How we tackled housing needs and unscrupulous landlords and empty second home owners, put a stop to underpaid jobs and people with millions who could avoid paying tax but gain all the benefits of that countries resources. How we ensured a means of production for farm and factory that respected the needs of man and the environment and increased a home-grown policy. How we forged a society that had fair access to education and health provision and where any privileges came with responsibility; where respect was earned, determined by the positive value placed on deeds that helped a person's fellow man, as self-awareness and self-respect grew. Being the best you could be was not at another's expense, but in their endorsement. How the quality of man was defined by their appreciation for, and protection of, the people around them and the world they lived in.... The quality of mankind was in their treatment of people, animals, nature and their needs.
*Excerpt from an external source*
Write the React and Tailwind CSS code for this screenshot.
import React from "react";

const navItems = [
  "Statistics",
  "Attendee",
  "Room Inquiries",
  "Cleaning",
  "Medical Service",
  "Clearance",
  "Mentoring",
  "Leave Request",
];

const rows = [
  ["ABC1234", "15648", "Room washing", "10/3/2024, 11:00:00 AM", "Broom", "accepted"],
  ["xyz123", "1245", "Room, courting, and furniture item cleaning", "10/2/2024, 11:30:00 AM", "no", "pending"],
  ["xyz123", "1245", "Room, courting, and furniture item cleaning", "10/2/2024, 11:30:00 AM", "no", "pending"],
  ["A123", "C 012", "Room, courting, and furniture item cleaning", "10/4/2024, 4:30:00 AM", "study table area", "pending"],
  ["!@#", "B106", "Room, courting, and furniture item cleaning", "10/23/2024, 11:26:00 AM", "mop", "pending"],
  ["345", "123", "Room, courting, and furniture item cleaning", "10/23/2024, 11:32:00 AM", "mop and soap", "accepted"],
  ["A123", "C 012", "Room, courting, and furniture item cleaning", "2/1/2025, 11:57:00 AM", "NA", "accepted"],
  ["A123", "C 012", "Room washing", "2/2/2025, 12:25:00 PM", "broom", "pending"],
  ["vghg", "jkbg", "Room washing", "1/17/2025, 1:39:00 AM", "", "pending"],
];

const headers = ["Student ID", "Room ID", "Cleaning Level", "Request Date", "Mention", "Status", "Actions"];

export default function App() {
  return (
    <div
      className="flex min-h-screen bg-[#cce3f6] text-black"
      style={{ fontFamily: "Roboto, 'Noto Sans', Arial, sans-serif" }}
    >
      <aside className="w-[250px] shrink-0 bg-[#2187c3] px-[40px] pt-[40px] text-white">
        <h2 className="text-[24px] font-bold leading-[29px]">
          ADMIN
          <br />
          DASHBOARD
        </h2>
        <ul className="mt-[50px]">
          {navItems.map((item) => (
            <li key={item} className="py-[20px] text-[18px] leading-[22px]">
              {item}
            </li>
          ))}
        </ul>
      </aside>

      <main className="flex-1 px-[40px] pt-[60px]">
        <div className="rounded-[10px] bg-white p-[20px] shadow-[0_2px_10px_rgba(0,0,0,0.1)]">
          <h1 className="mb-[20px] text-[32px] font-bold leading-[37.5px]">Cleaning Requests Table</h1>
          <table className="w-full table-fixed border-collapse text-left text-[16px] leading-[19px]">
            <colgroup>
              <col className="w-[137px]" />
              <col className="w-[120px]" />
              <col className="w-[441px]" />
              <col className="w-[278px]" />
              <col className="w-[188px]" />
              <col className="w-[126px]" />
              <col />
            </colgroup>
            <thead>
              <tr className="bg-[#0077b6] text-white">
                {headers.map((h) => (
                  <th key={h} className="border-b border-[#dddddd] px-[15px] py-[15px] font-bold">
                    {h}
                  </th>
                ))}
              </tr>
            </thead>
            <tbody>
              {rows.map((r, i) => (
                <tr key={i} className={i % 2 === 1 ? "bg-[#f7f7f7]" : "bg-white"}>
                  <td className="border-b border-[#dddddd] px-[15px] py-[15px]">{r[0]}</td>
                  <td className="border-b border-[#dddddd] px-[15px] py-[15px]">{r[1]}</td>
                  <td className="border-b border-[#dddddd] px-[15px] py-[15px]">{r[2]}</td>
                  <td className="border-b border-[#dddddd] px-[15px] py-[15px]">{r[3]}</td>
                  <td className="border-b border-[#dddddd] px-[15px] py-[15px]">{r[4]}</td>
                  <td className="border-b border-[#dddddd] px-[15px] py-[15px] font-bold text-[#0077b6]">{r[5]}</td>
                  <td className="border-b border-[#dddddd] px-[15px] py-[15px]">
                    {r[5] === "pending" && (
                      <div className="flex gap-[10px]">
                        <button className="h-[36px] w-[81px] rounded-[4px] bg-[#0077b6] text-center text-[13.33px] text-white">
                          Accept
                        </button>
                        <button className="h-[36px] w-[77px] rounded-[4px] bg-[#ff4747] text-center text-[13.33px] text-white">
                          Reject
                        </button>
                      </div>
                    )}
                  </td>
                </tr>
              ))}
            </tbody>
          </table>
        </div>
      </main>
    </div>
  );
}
How the people asked questions about hatred, power and greed - never again accepting inequality in any guise, exposing the excuses that were used to hurt or maim as lies whipped up to isolate people, to distance them, to stop them coming together to learn about, accept and celebrate, their differences, as they saw they could respect each other's views and live side by side. There to help and support each other... How this brought new ideas that represented a coming together not a driving apart... They had survived and now they would thrive.
'What prince came to break the spell', the children of the future might ask, aware of Sleeping Beauty and her courtly hero.
'Well children, this spell needed to be fought by the common people, and the politicians and the princes - no one person had the answer … everyone together did...'.
'And they all lived happily ever after because of this...?', the children of the future could chorus questioningly every bedtime.
'Only you know that my child, only you know what they chose to do...'.